Start

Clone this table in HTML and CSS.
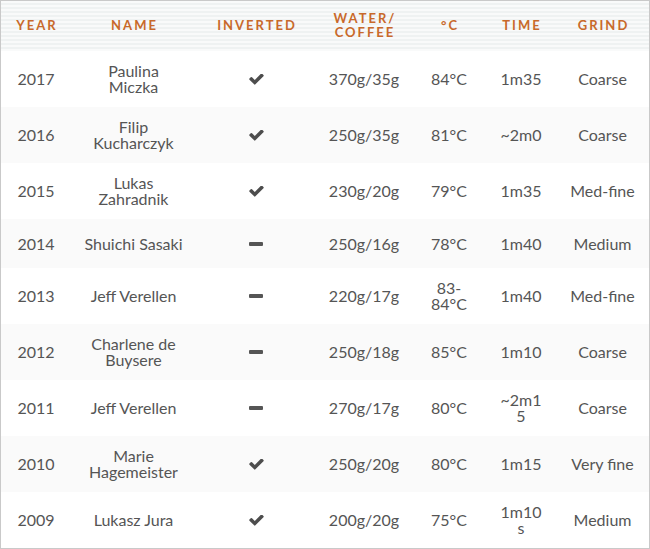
FILE: index.html
```html
<!DOCTYPE html>
<html lang="en">
<head>
<meta charset="utf-8">
<title>Brewers Cup</title>
<link rel="stylesheet" href="styles.css">
</head>
<body>
<div class="board">
  <table class="recipes">
    <colgroup>
      <col class="c-year"><col class="c-name"><col class="c-inv"><col class="c-ratio"><col class="c-temp"><col class="c-time"><col class="c-grind">
    </colgroup>
    <thead>
      <tr>
        <th>YEAR</th><th>NAME</th><th>INVERTED</th><th>WATER/<br>COFFEE</th><th>°C</th><th>TIME</th><th>GRIND</th>
      </tr>
    </thead>
    <tbody>
      <tr><td>2017</td><td class="name">Paulina Miczka</td><td><span class="icon check"><svg viewBox="100 400 1600 1150"><path d="M1671 566q0 40-28 68l-724 724-136 136q-28 28-68 28t-68-28l-136-136-362-362q-28-28-28-68t28-68l136-136q28-28 68-28t68 28l294 295 656-657q28-28 68-28t68 28l136 136q28 28 28 68z"/></svg></span></td><td>370g/35g</td><td class="temp">84°C</td><td class="time">1m35</td><td>Coarse</td></tr>
      <tr><td>2016</td><td class="name">Filip Kucharczyk</td><td><span class="icon check"><svg viewBox="100 400 1600 1150"><path d="M1671 566q0 40-28 68l-724 724-136 136q-28 28-68 28t-68-28l-136-136-362-362q-28-28-28-68t28-68l136-136q28-28 68-28t68 28l294 295 656-657q28-28 68-28t68 28l136 136q28 28 28 68z"/></svg></span></td><td>250g/35g</td><td class="temp">81°C</td><td class="time">~2m0</td><td>Coarse</td></tr>
      <tr><td>2015</td><td class="name">Lukas Zahradnik</td><td><span class="icon check"><svg viewBox="100 400 1600 1150"><path d="M1671 566q0 40-28 68l-724 724-136 136q-28 28-68 28t-68-28l-136-136-362-362q-28-28-28-68t28-68l136-136q28-28 68-28t68 28l294 295 656-657q28-28 68-28t68 28l136 136q28 28 28 68z"/></svg></span></td><td>230g/20g</td><td class="temp">79°C</td><td class="time">1m35</td><td>Med-fine</td></tr>
      <tr><td>2014</td><td class="name">Shuichi Sasaki</td><td><span class="icon"><span class="minus"></span></span></td><td>250g/16g</td><td class="temp">78°C</td><td class="time">1m40</td><td>Medium</td></tr>
      <tr><td>2013</td><td class="name">Jeff Verellen</td><td><span class="icon"><span class="minus"></span></span></td><td>220g/17g</td><td class="temp">83-84°C</td><td class="time">1m40</td><td>Med-fine</td></tr>
      <tr><td>2012</td><td class="name">Charlene de Buysere</td><td><span class="icon"><span class="minus"></span></span></td><td>250g/18g</td><td class="temp">85°C</td><td class="time">1m10</td><td>Coarse</td></tr>
      <tr><td>2011</td><td class="name">Jeff Verellen</td><td><span class="icon"><span class="minus"></span></span></td><td>270g/17g</td><td class="temp">80°C</td><td class="time">~2m15</td><td>Coarse</td></tr>
      <tr><td>2010</td><td class="name">Marie Hagemeister</td><td><span class="icon check"><svg viewBox="100 400 1600 1150"><path d="M1671 566q0 40-28 68l-724 724-136 136q-28 28-68 28t-68-28l-136-136-362-362q-28-28-28-68t28-68l136-136q28-28 68-28t68 28l294 295 656-657q28-28 68-28t68 28l136 136q28 28 28 68z"/></svg></span></td><td>250g/20g</td><td class="temp">80°C</td><td class="time">1m15</td><td>Very fine</td></tr>
      <tr><td>2009</td><td class="name">Lukasz Jura</td><td><span class="icon check"><svg viewBox="100 400 1600 1150"><path d="M1671 566q0 40-28 68l-724 724-136 136q-28 28-68 28t-68-28l-136-136-362-362q-28-28-28-68t28-68l136-136q28-28 68-28t68 28l294 295 656-657q28-28 68-28t68 28l136 136q28 28 28 68z"/></svg></span></td><td>200g/20g</td><td class="temp">75°C</td><td class="time">1m10s</td><td>Medium</td></tr>
    </tbody>
  </table>
</div>
</body>
</html>
```

FILE: styles.css
```css
html, body {
  margin: 0;
  padding: 0;
  background: #fff;
}

.board {
  width: 648px;
  border: 1px solid #c9c9c9;
  font-family: Lato, "Open Sans", sans-serif;
}

.recipes {
  width: 648px;
  border-collapse: collapse;
  table-layout: fixed;
}

.c-year { width: 70px; }
.c-name { width: 125px; }
.c-inv { width: 120px; }
.c-ratio { width: 96px; }
.c-temp { width: 74px; }
.c-time { width: 70px; }
.c-grind { width: 93px; }

.recipes thead th {
  background: repeating-linear-gradient(to bottom, #f9fafa 0, #f9fafa 2px, #eff2f2 2px, #eff2f2 4px);
  color: #c8692b;
  font-weight: 700;
  font-size: 13px;
  line-height: 14px;
  letter-spacing: 2px;
  padding: 10px 2px 12px 4px;
  text-align: center;
  vertical-align: middle;
}

.recipes tbody td {
  color: #555;
  font-size: 16px;
  line-height: 16px;
  text-align: center;
  vertical-align: middle;
  padding: 12px 8px;
}

.recipes tbody tr:nth-child(even) td {
  background: #fafafa;
}

.recipes tbody td.name {
  padding-left: 12px;
  padding-right: 12px;
}

.recipes tbody td.temp {
  padding-left: 16px;
  padding-right: 16px;
}

.recipes tbody td.time {
  padding-left: 14px;
  padding-right: 14px;
  word-break: break-all;
}

.icon {
  display: flex;
  height: 25px;
  align-items: center;
  justify-content: center;
}

.icon svg {
  width: 15px;
  height: 11px;
  fill: #4d4d4d;
}

.minus {
  display: block;
  width: 14px;
  height: 4px;
  border-radius: 1px;
  background: #555;
}
```
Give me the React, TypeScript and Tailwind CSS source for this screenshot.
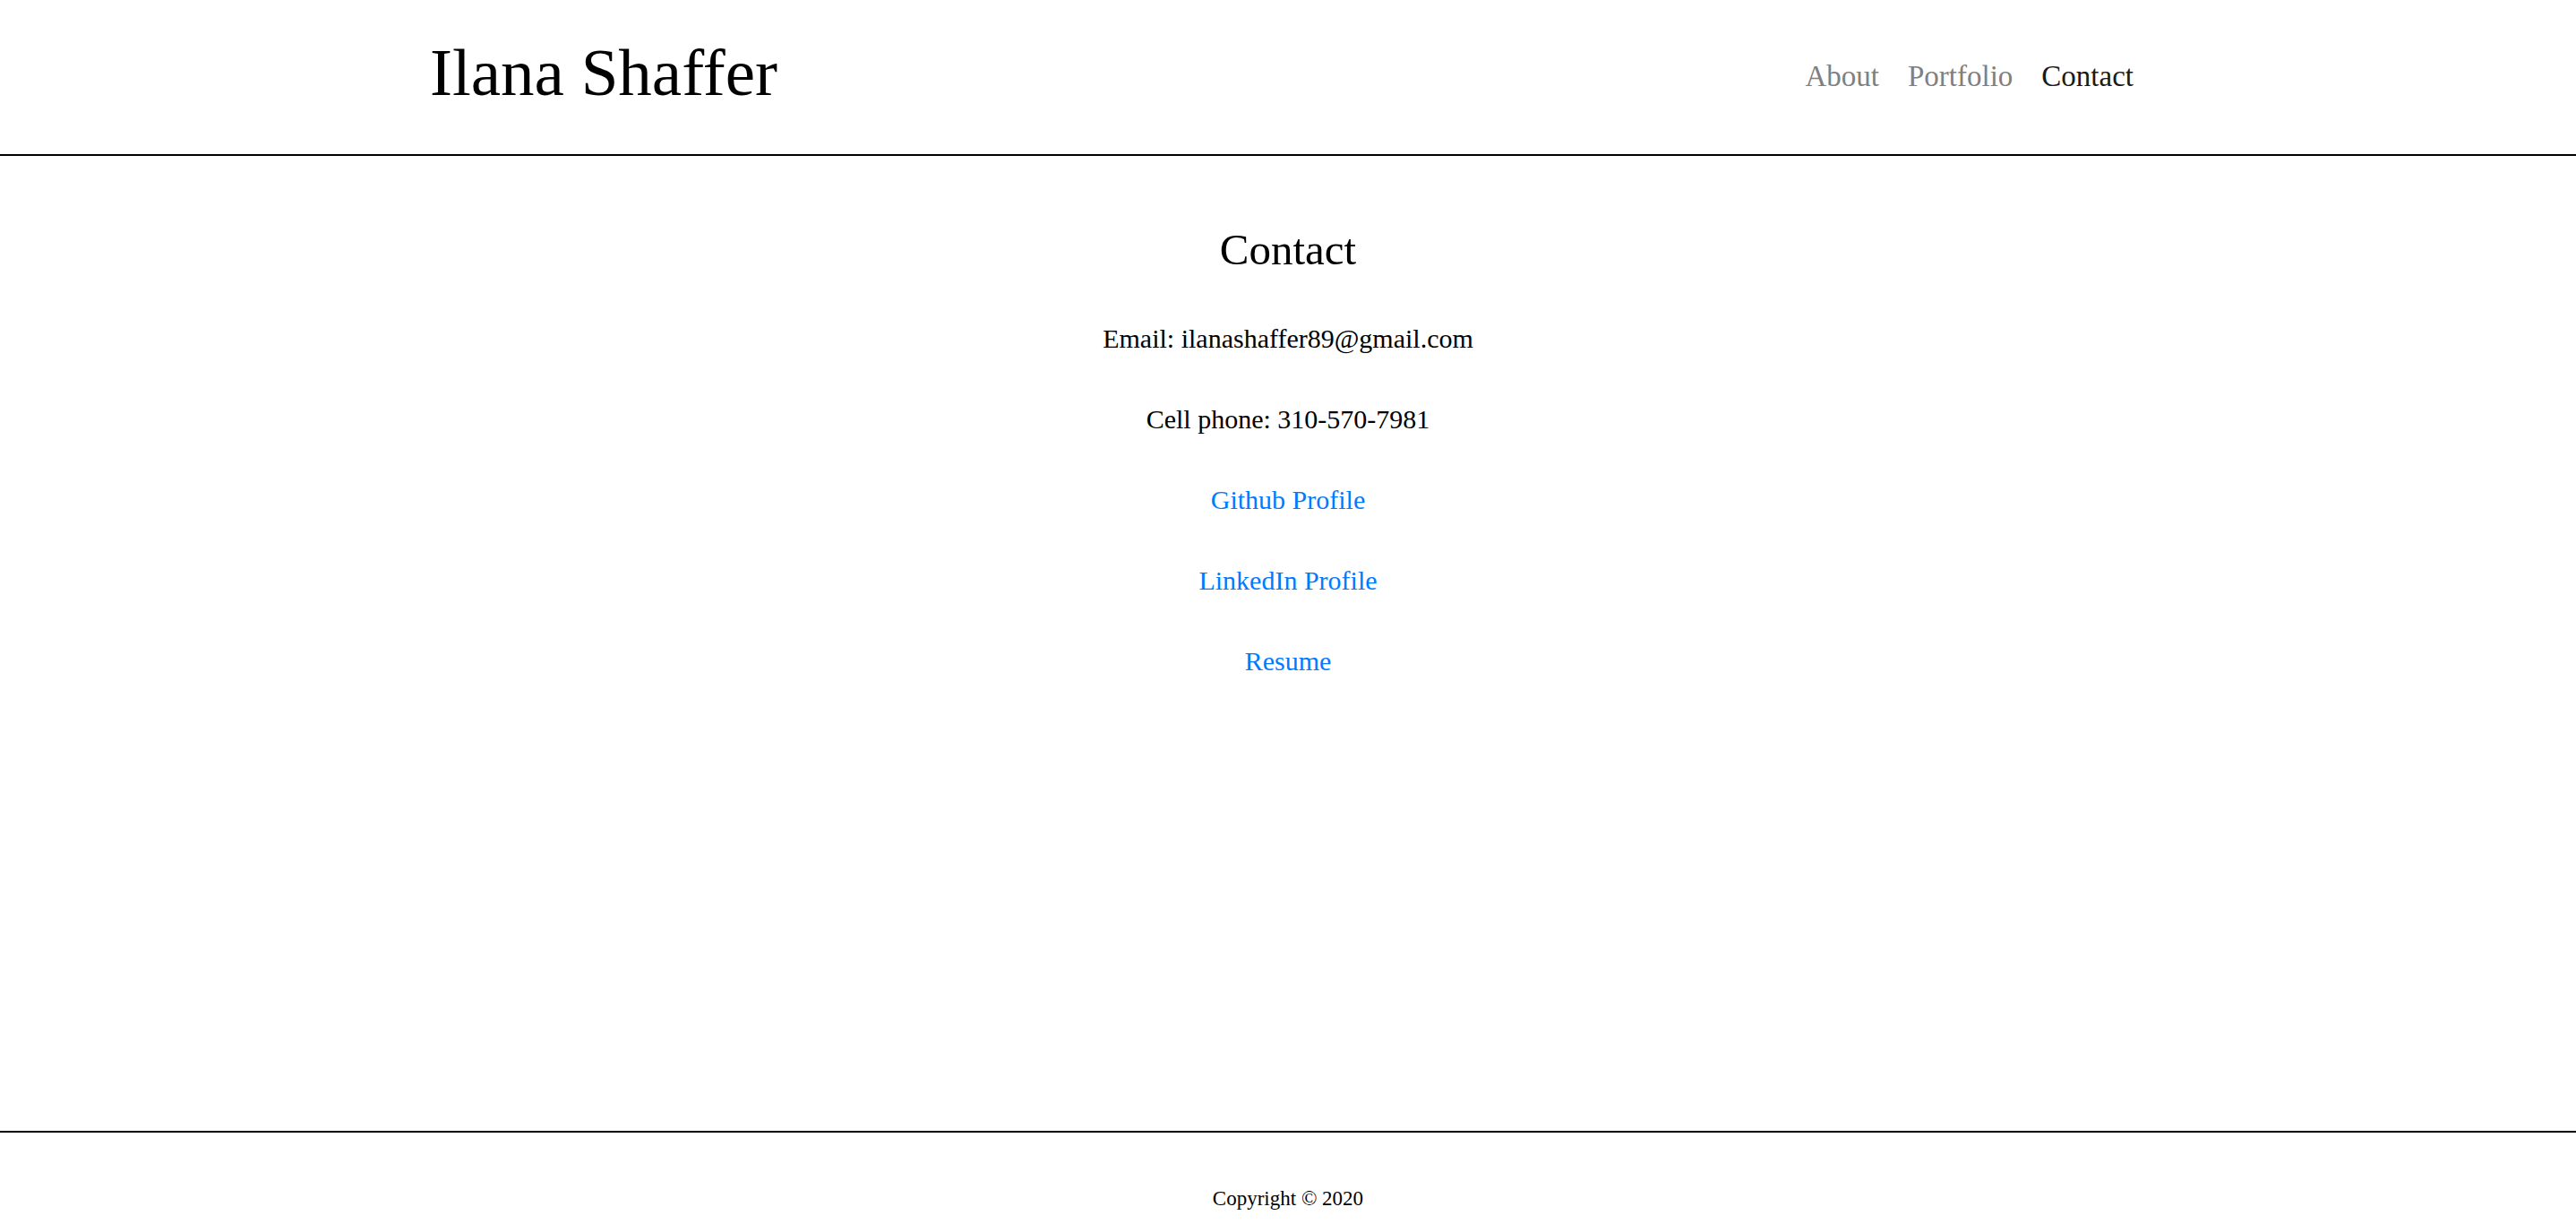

End

*SHORT TASK*
All of the records need repeating exactly, except for the pictures.

*ANSWER TO THIS EXERCISE*
Clone this table in HTML and CSS.
FILE: index.html
```html
<!DOCTYPE html>
<html lang="en">
<head>
<meta charset="utf-8">
<title>Brewers Cup</title>
<link rel="stylesheet" href="styles.css">
</head>
<body>
<div class="board">
  <table class="recipes">
    <colgroup>
      <col class="c-year"><col class="c-name"><col class="c-inv"><col class="c-ratio"><col class="c-temp"><col class="c-time"><col class="c-grind">
    </colgroup>
    <thead>
      <tr>
        <th>YEAR</th><th>NAME</th><th>INVERTED</th><th>WATER/<br>COFFEE</th><th>°C</th><th>TIME</th><th>GRIND</th>
      </tr>
    </thead>
    <tbody>
      <tr><td>2017</td><td class="name">Paulina Miczka</td><td><span class="icon check"><svg viewBox="100 400 1600 1150"><path d="M1671 566q0 40-28 68l-724 724-136 136q-28 28-68 28t-68-28l-136-136-362-362q-28-28-28-68t28-68l136-136q28-28 68-28t68 28l294 295 656-657q28-28 68-28t68 28l136 136q28 28 28 68z"/></svg></span></td><td>370g/35g</td><td class="temp">84°C</td><td class="time">1m35</td><td>Coarse</td></tr>
      <tr><td>2016</td><td class="name">Filip Kucharczyk</td><td><span class="icon check"><svg viewBox="100 400 1600 1150"><path d="M1671 566q0 40-28 68l-724 724-136 136q-28 28-68 28t-68-28l-136-136-362-362q-28-28-28-68t28-68l136-136q28-28 68-28t68 28l294 295 656-657q28-28 68-28t68 28l136 136q28 28 28 68z"/></svg></span></td><td>250g/35g</td><td class="temp">81°C</td><td class="time">~2m0</td><td>Coarse</td></tr>
      <tr><td>2015</td><td class="name">Lukas Zahradnik</td><td><span class="icon check"><svg viewBox="100 400 1600 1150"><path d="M1671 566q0 40-28 68l-724 724-136 136q-28 28-68 28t-68-28l-136-136-362-362q-28-28-28-68t28-68l136-136q28-28 68-28t68 28l294 295 656-657q28-28 68-28t68 28l136 136q28 28 28 68z"/></svg></span></td><td>230g/20g</td><td class="temp">79°C</td><td class="time">1m35</td><td>Med-fine</td></tr>
      <tr><td>2014</td><td class="name">Shuichi Sasaki</td><td><span class="icon"><span class="minus"></span></span></td><td>250g/16g</td><td class="temp">78°C</td><td class="time">1m40</td><td>Medium</td></tr>
      <tr><td>2013</td><td class="name">Jeff Verellen</td><td><span class="icon"><span class="minus"></span></span></td><td>220g/17g</td><td class="temp">83-84°C</td><td class="time">1m40</td><td>Med-fine</td></tr>
      <tr><td>2012</td><td class="name">Charlene de Buysere</td><td><span class="icon"><span class="minus"></span></span></td><td>250g/18g</td><td class="temp">85°C</td><td class="time">1m10</td><td>Coarse</td></tr>
      <tr><td>2011</td><td class="name">Jeff Verellen</td><td><span class="icon"><span class="minus"></span></span></td><td>270g/17g</td><td class="temp">80°C</td><td class="time">~2m15</td><td>Coarse</td></tr>
      <tr><td>2010</td><td class="name">Marie Hagemeister</td><td><span class="icon check"><svg viewBox="100 400 1600 1150"><path d="M1671 566q0 40-28 68l-724 724-136 136q-28 28-68 28t-68-28l-136-136-362-362q-28-28-28-68t28-68l136-136q28-28 68-28t68 28l294 295 656-657q28-28 68-28t68 28l136 136q28 28 28 68z"/></svg></span></td><td>250g/20g</td><td class="temp">80°C</td><td class="time">1m15</td><td>Very fine</td></tr>
      <tr><td>2009</td><td class="name">Lukasz Jura</td><td><span class="icon check"><svg viewBox="100 400 1600 1150"><path d="M1671 566q0 40-28 68l-724 724-136 136q-28 28-68 28t-68-28l-136-136-362-362q-28-28-28-68t28-68l136-136q28-28 68-28t68 28l294 295 656-657q28-28 68-28t68 28l136 136q28 28 28 68z"/></svg></span></td><td>200g/20g</td><td class="temp">75°C</td><td class="time">1m10s</td><td>Medium</td></tr>
    </tbody>
  </table>
</div>
</body>
</html>
```

FILE: styles.css
```css
html, body {
  margin: 0;
  padding: 0;
  background: #fff;
}

.board {
  width: 648px;
  border: 1px solid #c9c9c9;
  font-family: Lato, "Open Sans", sans-serif;
}

.recipes {
  width: 648px;
  border-collapse: collapse;
  table-layout: fixed;
}

.c-year { width: 70px; }
.c-name { width: 125px; }
.c-inv { width: 120px; }
.c-ratio { width: 96px; }
.c-temp { width: 74px; }
.c-time { width: 70px; }
.c-grind { width: 93px; }

.recipes thead th {
  background: repeating-linear-gradient(to bottom, #f9fafa 0, #f9fafa 2px, #eff2f2 2px, #eff2f2 4px);
  color: #c8692b;
  font-weight: 700;
  font-size: 13px;
  line-height: 14px;
  letter-spacing: 2px;
  padding: 10px 2px 12px 4px;
  text-align: center;
  vertical-align: middle;
}

.recipes tbody td {
  color: #555;
  font-size: 16px;
  line-height: 16px;
  text-align: center;
  vertical-align: middle;
  padding: 12px 8px;
}

.recipes tbody tr:nth-child(even) td {
  background: #fafafa;
}

.recipes tbody td.name {
  padding-left: 12px;
  padding-right: 12px;
}

.recipes tbody td.temp {
  padding-left: 16px;
  padding-right: 16px;
}

.recipes tbody td.time {
  padding-left: 14px;
  padding-right: 14px;
  word-break: break-all;
}

.icon {
  display: flex;
  height: 25px;
  align-items: center;
  justify-content: center;
}

.icon svg {
  width: 15px;
  height: 11px;
  fill: #4d4d4d;
}

.minus {
  display: block;
  width: 14px;
  height: 4px;
  border-radius: 1px;
  background: #555;
}
```
Give me the React, TypeScript and Tailwind CSS source for this screenshot.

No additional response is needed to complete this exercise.